İLETİŞİMİN MODASI GEÇMEZ
İletişim alanı ucu son derece açık, büyük ölçüde kişinin yetenek ve yeterlilikleriyle ilgili en eski ve en yeni, hiç eskimeyen ve eskimeyecek, her zaman çağdaş bir iş alanı. O nedenle bu işe aday olacak kişilerin öğrenmeye, cesaretle yenilikleri deneyimleme gücüne ve değerlerinden, ilkelerinden ödün vermeden, zorluklarla mücadele ederek yaşamayı öğrenmeleri gerekir. İletişim işinden genellikle çok para kazanıp zengin olunmasa da, bu alanla ilgili ne iş yaparlarsa yapsınlar eğer işlerini iyi yapacak bilgi ve inançları, fırsat ve şansları olursa, hayatı daha anlamlı, eğlenceli ve mutlu yaşama olasılıklarının da olacağına inanıyorum.

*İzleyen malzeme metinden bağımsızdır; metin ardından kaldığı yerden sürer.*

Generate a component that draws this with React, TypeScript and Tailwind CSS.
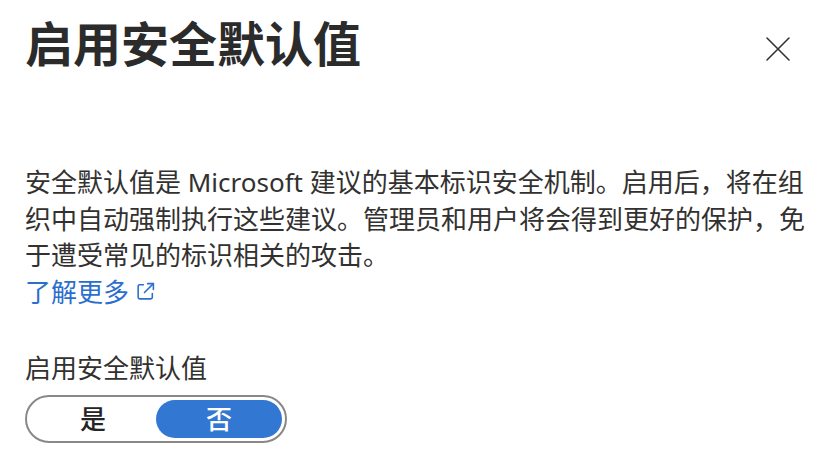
import { useState } from "react";

const font = "font-['Noto_Sans','Noto_Sans_CJK_SC',sans-serif]";

export default function App() {
  const [enabled, setEnabled] = useState(false);

  return (
    <div className={`w-[826px] h-[468px] bg-white text-[#323130] ${font} pl-[25px] pr-[16px]`}>
      <div className="flex items-start justify-between pt-[12px]">
        <h1 className="text-[48px] font-bold leading-[64px] text-[#2b2b2b]">启用安全默认值</h1>
        <button className="mt-[20px] mr-[15px] p-[4px] text-[#333]" aria-label="关闭">
          <svg width="26" height="26" viewBox="0 0 26 26" fill="none" stroke="currentColor" strokeWidth="1.6" strokeLinecap="round">
            <path d="M2 2 L24 24 M24 2 L2 24" />
          </svg>
        </button>
      </div>

      <div className="mt-[88px] w-[785px] text-[26px] leading-[36.5px]">
        <p>
          安全默认值是 Microsoft 建议的基本标识安全机制。启用后，将在组织中自动强制执行这些建议。管理员和用户将会得到更好的保护，免于遭受常见的标识相关的攻击。
        </p>
        <a href="#" className="inline-flex items-center gap-[6px] text-[#2b6fcc]">
          了解更多
          <svg width="21" height="21" viewBox="0 0 20 20" fill="none" stroke="currentColor" strokeWidth="1.5" strokeLinecap="round" strokeLinejoin="round">
            <path d="M8 3.5H4.5a1.5 1.5 0 0 0-1.5 1.5v10.5a1.5 1.5 0 0 0 1.5 1.5H15a1.5 1.5 0 0 0 1.5-1.5V12" />
            <path d="M12 2.5h5.5V8" />
            <path d="M17.5 2.5 9 11" />
          </svg>
        </a>
      </div>

      <div className="mt-[40px] text-[26px] leading-[36px]">启用安全默认值</div>
      <div className="mt-[9px] flex w-[262px] h-[48px] rounded-full border-2 border-[#8a8886] p-[3px]">
        <button
          onClick={() => setEnabled(true)}
          className={`flex-1 rounded-full text-[26px] font-medium leading-none ${enabled ? "bg-[#3277d2] text-white" : "text-[#252423]"}`}
        >
          是
        </button>
        <button
          onClick={() => setEnabled(false)}
          className={`flex-1 rounded-full text-[26px] font-medium leading-none ${!enabled ? "bg-[#3277d2] text-white" : "text-[#252423]"}`}
        >
          否
        </button>
      </div>
    </div>
  );
}
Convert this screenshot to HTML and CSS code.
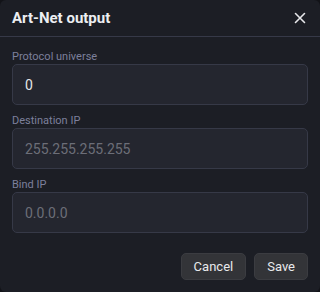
FILE: index.html
```html
<!DOCTYPE html>
<html>
<head>
<meta charset="utf-8">
<link rel="stylesheet" href="styles.css">
</head>
<body>
<div class="dialog">
  <div class="header">
    <h1 class="title">Art-Net output</h1>
    <button class="close" aria-label="Close">
      <svg width="12" height="12" viewBox="0 0 12 12"><path d="M1.5 1.5L10.5 10.5M10.5 1.5L1.5 10.5" stroke="#e6e7ea" stroke-width="1.6" stroke-linecap="round"/></svg>
    </button>
  </div>
  <div class="content">
    <label class="field">
      <span class="label">Protocol universe</span>
      <input class="input" type="text" value="0">
    </label>
    <label class="field">
      <span class="label">Destination IP</span>
      <input class="input" type="text" placeholder="255.255.255.255">
    </label>
    <label class="field">
      <span class="label">Bind IP</span>
      <input class="input" type="text" placeholder="0.0.0.0">
    </label>
    <div class="actions">
      <button class="btn">Cancel</button>
      <button class="btn">Save</button>
    </div>
  </div>
</div>
</body>
</html>
```
FILE: styles.css
```css
html, body {
  margin: 0;
  padding: 0;
  background: #121318;
}
body {
  font-family: Roboto, "Liberation Sans", sans-serif;
}
.dialog {
  width: 320px;
  height: 292px;
  box-sizing: border-box;
  background: #1c1e25;
  border-radius: 6px;
  overflow: hidden;
}
.header {
  height: 36px;
  display: flex;
  align-items: center;
  justify-content: space-between;
  padding: 0 12px;
  border-bottom: 1px solid #363948;
}
.title {
  margin: 0;
  font-size: 15px;
  font-weight: 700;
  color: #eceef2;
}
.close {
  background: none;
  border: 0;
  padding: 0;
  width: 20px;
  height: 20px;
  display: flex;
  align-items: center;
  justify-content: center;
  margin-right: -2px;
}
.content {
  padding: 12px 12px 12px;
  display: flex;
  flex-direction: column;
  gap: 8px;
}
.field {
  display: flex;
  flex-direction: column;
}
.label {
  font-size: 11px;
  line-height: 15px;
  color: #7c809c;
}
.input {
  box-sizing: border-box;
  height: 41px;
  width: 100%;
  background: #24262f;
  border: 1px solid #363947;
  border-radius: 5px;
  padding: 0 12px;
  font-family: inherit;
  font-size: 14px;
  color: #e4e5e8;
  outline: none;
}
.input::placeholder {
  color: #6c6e78;
}
.actions {
  display: flex;
  justify-content: flex-end;
  gap: 8px;
  margin-top: 12px;
}
.btn {
  height: 27px;
  padding: 0 12px;
  background: #333438;
  border: 1px solid #3b3c41;
  border-radius: 5px;
  color: #e8e9ec;
  font-family: inherit;
  font-size: 13px;
}
```
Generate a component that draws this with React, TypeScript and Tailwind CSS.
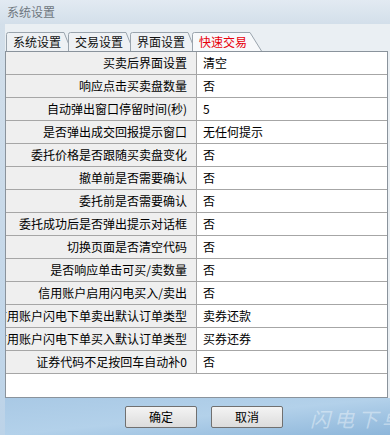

ÖĞRENCİLER DERSLERİNİN HAKKINI VEREREK ÖĞRENMELİ
Gençlerin derslerinin hakkını vererek öğrenmeye çalışmaları çok önemli. Bir dersi öğrenmeden geçiştirmemeliler. Mutlaka o dersle ilgili hazır kalıp sorular üzerinden değil, kendi sorularını yaratıcı bir şekilde sorabilmeliler ve yanıtlarını çoklu bilgi kaynaklarına erişerek araştırabilme sabrına sahip olmalılar. Öğrenmekten zevk almayı öğrenmeleri de çok önemli. Sanatla, edebiyatla ilgilenmeleri, düzenli olarak spor yapmaları, sosyalleşmeleri, eğlenmeleri ve mutlaka öğrencilik yıllarında para kazanacakları yarı zamanlı bir iş yapmaları ve kazandıklarıyla okul ve eğence masraflarını karşılamalarını çok önemli buluyorum. Özellikle ne kadar zengin bir ailesi olursa olsun mutlaka kişilerin çok küçük yaşlardan itibaren bir başkasının yanında para kazanacak şekilde çalışmasının insana çok kıymetli deneyimler kazandırdığına inanırım.
KİMDİR?
Eskişehir İktisadi ve Ticari İlimler Akademisi İşletme Bölümünden mezun oldu. “Televizyon Reklamlarında Yaratıcı Strateji” başlıklı teziyle İletişim Bilimleri Doktoru unvanı aldı. 1989’da San Francisco State Üniversitesi’nde alanıyla ilgili çalışmalar yaptı. 1990 yılında İletişim Sanatları doçenti, 1997 yılında ise profesör oldu. Reklamcılık ve metin yazarlığı, Halkla ilişkiler, Halkla ilişkiler ortam ve araçları, Halkla ilişkiler uygulamaları ve örnekler, Örgütlerde iletişim kalitesi” adlı yayınlan mışkitapları ile alanında gerçekleştirdiği çok sayıda proje ve makaleleri var. Akademik ve uygulamalı çalışmaları nedeniyle, IAA (Uluslararası Reklamcılık Derneği) tarafından “IAA Reklamcılık Diploması” ile ödüllendirildi. 1982-2006 yılları arasında Anadolu Üniversitesi, İletişim Bilimleri Fakültesi, Reklamcılık ve Halkla İlişkiler Bölümü öğretim üyesi, 1990-2006 yılları arasında reklamcılıkhalkla ilişkiler bölüm başkanı ve 1998-2005 yılları arasında da Anadolu Üniversitesi Rektör Yardımcılığı yaptı. Yüksek Öğretim Kurumu, Akademik Değerlendirme ve Kalite Geliştirme Komisyonu kurucu üyesi oldu. Gürgen, 2006-2014 yılları arasında Bahçeşehir Üniversitesi İletişim Fakültesi Dekanlığı yaptı. Halen aynı üniversite ve fakültede halkla ilişkiler bölümü öğretim üyesi olarak görevini sürdürüyor.